The rationalist non-believers may now enter into the conversation.

Late last year at the New School in New York City (Greenwich Village, Manhattan), the intellectual journal “n+1” convened a discussion panel on “Evangelicalism and the Contemporary Intellectual.” The proceedings were august, thoughtful, deliberate … all very smart, liberal and intellectual.

It is quite telling that missing from the panel was even one evangelical intellectual, or any professing Christian. A Wall Street Journal commentary on the proceedings noted that all the panelists discussed their “move away from evangelical faith as a part of becoming intellectuals” which I believe infers they believe no evangelical intellectuals exist. Emotion is a disqualifying component.

And, it infers that a modern intellectual, necessarily and by definition, considers his mind to be superior to that of the necessarily non-real God’s.

When thoughtfully pressed to name someone both intellectual and Christian, the panel listed several, all of whom were liberal Catholics or Anglicans. Surprisingly, intellectually steeped Pope Benedict XVI wasn’t named, an omission that makes one doubt the intellectual weight of the exercise.

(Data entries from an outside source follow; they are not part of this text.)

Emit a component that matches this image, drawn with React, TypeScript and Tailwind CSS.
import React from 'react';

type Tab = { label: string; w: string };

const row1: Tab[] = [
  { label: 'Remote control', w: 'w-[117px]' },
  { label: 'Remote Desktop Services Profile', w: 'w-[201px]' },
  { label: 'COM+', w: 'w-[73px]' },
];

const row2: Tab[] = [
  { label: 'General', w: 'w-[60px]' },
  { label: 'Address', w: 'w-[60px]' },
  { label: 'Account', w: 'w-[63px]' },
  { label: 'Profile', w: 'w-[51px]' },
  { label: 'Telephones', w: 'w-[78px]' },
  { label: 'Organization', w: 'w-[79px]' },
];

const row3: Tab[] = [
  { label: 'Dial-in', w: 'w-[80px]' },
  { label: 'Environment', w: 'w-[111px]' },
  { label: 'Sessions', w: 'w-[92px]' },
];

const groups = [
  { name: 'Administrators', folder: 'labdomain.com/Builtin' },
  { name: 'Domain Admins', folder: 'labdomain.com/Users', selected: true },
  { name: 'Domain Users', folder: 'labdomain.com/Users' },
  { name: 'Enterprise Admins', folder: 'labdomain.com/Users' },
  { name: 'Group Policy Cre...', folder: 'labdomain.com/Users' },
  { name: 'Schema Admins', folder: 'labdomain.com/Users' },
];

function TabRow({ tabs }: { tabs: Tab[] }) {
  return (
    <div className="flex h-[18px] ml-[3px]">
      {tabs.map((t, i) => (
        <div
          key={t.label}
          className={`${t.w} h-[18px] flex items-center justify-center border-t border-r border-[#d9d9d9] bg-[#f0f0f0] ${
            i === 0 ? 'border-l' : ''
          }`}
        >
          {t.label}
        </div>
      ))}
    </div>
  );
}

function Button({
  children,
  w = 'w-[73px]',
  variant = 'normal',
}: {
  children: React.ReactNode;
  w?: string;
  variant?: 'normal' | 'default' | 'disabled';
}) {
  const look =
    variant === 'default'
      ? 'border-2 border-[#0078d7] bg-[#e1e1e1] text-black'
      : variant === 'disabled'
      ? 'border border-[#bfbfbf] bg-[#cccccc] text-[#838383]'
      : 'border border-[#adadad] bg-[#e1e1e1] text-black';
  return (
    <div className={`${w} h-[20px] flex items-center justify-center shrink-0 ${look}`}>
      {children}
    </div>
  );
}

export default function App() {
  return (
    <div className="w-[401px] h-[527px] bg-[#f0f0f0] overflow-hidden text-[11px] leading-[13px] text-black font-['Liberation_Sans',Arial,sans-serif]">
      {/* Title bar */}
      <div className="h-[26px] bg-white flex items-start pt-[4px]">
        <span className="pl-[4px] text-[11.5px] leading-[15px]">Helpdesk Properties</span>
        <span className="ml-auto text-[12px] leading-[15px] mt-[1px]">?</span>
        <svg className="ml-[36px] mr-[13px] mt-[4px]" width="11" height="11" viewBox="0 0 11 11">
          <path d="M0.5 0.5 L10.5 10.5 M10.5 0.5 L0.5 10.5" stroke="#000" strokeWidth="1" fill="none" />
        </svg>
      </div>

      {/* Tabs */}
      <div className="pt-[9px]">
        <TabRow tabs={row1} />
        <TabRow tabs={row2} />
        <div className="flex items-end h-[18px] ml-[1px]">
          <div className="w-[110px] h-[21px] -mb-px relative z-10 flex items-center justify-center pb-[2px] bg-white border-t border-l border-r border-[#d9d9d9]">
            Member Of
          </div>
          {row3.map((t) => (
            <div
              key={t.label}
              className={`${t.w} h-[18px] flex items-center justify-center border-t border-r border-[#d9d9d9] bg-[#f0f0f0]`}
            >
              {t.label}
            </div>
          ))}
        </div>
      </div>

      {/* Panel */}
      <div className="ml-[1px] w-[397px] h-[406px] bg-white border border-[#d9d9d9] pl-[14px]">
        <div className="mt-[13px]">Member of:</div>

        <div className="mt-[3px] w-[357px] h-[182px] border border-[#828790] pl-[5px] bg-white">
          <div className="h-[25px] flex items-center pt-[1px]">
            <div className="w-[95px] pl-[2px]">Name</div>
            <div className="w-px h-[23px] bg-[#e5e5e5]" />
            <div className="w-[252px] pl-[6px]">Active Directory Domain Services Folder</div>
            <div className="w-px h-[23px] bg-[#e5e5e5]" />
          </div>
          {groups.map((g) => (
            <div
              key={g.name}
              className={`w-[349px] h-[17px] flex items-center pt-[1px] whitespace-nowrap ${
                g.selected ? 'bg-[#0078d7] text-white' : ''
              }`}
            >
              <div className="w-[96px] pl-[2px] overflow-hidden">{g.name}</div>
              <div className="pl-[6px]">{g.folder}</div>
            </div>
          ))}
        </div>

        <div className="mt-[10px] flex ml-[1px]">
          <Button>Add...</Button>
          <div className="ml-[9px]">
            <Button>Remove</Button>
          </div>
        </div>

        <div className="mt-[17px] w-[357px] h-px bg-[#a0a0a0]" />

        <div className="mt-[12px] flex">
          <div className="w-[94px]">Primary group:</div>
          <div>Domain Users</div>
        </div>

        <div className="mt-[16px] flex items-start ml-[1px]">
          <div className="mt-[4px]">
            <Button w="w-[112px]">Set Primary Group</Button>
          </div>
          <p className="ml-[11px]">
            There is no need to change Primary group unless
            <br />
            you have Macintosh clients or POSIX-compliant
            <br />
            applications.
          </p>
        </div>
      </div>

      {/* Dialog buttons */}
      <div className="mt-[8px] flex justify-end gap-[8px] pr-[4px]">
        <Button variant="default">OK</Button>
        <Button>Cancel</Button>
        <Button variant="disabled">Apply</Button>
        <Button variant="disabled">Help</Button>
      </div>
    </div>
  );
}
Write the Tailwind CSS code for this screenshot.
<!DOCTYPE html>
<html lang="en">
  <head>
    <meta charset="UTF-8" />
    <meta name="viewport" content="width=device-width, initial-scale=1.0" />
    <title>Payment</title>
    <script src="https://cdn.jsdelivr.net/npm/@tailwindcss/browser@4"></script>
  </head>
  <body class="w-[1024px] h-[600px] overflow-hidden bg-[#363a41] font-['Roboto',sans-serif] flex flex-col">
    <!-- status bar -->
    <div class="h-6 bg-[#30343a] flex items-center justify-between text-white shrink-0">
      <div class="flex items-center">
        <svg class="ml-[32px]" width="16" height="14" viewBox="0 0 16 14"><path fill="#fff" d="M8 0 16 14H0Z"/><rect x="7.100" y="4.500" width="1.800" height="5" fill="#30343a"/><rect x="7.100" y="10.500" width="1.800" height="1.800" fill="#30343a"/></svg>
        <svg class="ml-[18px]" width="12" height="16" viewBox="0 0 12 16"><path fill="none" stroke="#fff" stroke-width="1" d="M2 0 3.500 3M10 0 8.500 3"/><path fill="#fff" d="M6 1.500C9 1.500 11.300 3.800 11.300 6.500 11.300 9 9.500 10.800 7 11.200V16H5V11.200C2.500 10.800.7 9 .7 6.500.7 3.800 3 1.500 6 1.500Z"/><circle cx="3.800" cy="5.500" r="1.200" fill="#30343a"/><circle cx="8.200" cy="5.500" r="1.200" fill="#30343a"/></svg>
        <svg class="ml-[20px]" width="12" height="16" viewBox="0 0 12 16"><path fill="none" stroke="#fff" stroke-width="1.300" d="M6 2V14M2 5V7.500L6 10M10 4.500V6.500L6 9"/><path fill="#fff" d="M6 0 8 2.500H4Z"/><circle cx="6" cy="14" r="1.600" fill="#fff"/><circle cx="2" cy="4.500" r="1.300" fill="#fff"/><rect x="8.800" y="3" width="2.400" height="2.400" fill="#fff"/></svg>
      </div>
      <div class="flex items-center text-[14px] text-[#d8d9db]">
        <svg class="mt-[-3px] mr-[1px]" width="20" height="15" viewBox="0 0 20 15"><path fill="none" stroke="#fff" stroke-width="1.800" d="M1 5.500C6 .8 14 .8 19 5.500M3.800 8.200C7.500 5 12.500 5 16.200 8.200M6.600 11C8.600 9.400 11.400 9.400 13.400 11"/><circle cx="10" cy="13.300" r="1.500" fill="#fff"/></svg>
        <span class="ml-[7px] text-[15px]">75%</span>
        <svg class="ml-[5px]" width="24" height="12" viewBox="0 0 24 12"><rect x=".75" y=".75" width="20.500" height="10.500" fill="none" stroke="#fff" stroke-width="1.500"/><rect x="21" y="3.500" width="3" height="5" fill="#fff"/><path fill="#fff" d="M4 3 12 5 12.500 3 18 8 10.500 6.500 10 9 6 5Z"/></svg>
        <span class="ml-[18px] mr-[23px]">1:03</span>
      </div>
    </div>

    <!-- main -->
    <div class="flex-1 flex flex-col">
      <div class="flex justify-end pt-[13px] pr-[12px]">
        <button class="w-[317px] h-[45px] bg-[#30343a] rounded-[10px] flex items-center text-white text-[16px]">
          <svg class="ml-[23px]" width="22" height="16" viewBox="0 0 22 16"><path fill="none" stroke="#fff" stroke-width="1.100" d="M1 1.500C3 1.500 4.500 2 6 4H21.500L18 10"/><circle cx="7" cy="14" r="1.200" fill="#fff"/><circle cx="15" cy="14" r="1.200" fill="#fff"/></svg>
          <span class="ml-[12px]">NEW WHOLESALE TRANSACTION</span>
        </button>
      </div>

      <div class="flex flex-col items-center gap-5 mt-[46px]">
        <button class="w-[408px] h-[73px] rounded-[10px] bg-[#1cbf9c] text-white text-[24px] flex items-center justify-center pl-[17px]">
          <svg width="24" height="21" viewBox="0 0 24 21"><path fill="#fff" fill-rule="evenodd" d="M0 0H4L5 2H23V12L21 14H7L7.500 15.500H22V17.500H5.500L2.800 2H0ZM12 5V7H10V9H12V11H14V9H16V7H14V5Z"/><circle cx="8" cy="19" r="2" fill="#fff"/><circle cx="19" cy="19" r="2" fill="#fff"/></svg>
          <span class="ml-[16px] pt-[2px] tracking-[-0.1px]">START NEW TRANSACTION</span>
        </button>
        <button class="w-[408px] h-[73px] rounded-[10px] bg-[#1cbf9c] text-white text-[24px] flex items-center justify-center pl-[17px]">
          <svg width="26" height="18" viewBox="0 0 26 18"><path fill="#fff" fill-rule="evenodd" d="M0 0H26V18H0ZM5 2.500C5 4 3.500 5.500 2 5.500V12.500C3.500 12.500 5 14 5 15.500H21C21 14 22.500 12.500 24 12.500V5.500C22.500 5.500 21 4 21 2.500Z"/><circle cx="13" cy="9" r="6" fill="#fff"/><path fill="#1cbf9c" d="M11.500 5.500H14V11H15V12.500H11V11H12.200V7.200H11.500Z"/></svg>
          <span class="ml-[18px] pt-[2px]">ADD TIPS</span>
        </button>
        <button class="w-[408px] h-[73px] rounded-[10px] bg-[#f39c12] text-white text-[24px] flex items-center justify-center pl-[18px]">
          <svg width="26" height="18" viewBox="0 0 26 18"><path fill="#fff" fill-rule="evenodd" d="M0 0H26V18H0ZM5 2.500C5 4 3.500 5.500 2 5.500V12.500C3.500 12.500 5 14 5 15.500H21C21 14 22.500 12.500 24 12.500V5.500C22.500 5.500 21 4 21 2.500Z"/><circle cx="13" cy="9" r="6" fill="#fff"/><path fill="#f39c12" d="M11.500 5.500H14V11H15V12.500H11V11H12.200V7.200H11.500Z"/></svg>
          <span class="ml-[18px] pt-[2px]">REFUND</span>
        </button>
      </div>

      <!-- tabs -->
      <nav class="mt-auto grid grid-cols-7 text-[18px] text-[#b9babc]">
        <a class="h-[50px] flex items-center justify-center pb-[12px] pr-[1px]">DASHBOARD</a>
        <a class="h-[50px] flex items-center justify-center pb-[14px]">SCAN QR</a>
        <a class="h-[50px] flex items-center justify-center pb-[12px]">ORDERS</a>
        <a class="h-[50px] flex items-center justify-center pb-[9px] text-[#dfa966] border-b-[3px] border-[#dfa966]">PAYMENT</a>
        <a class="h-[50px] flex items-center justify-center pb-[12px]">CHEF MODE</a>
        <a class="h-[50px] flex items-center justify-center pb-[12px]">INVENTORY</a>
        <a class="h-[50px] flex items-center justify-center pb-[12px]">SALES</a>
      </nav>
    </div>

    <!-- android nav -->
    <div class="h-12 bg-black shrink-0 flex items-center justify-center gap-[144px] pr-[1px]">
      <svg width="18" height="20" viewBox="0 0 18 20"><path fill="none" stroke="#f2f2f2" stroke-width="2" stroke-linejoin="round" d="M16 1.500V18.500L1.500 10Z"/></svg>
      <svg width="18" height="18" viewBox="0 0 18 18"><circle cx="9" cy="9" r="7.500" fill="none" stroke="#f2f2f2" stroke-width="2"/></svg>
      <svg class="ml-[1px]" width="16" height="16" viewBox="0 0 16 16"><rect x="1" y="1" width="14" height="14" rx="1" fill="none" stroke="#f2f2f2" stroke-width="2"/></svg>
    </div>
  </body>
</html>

The underpinning of modern liberal intellectual thought, it would seem, is that no issue can ever be fully settled; hence, no truth can ever be known. And if you think an issue is settled, such as salvation through Jesus Christ, or that you know the truth … well, you can’t by definition be an intellectual.

Wouldn’t a true intellectual be thankful for the fact of the Creator God’s authorship of intellect, certainly a powerful sanction and purpose for intellectual endeavor? Yet the panel didn’t consider God sufficiently real to be intellectual.

The panel certainly was unwilling to profess that the truth of the Gospel – the saving grace of Jesus Christ – is God’s greatest and smartest truth.

Thinking one is smarter than God, I think, proves the opposite.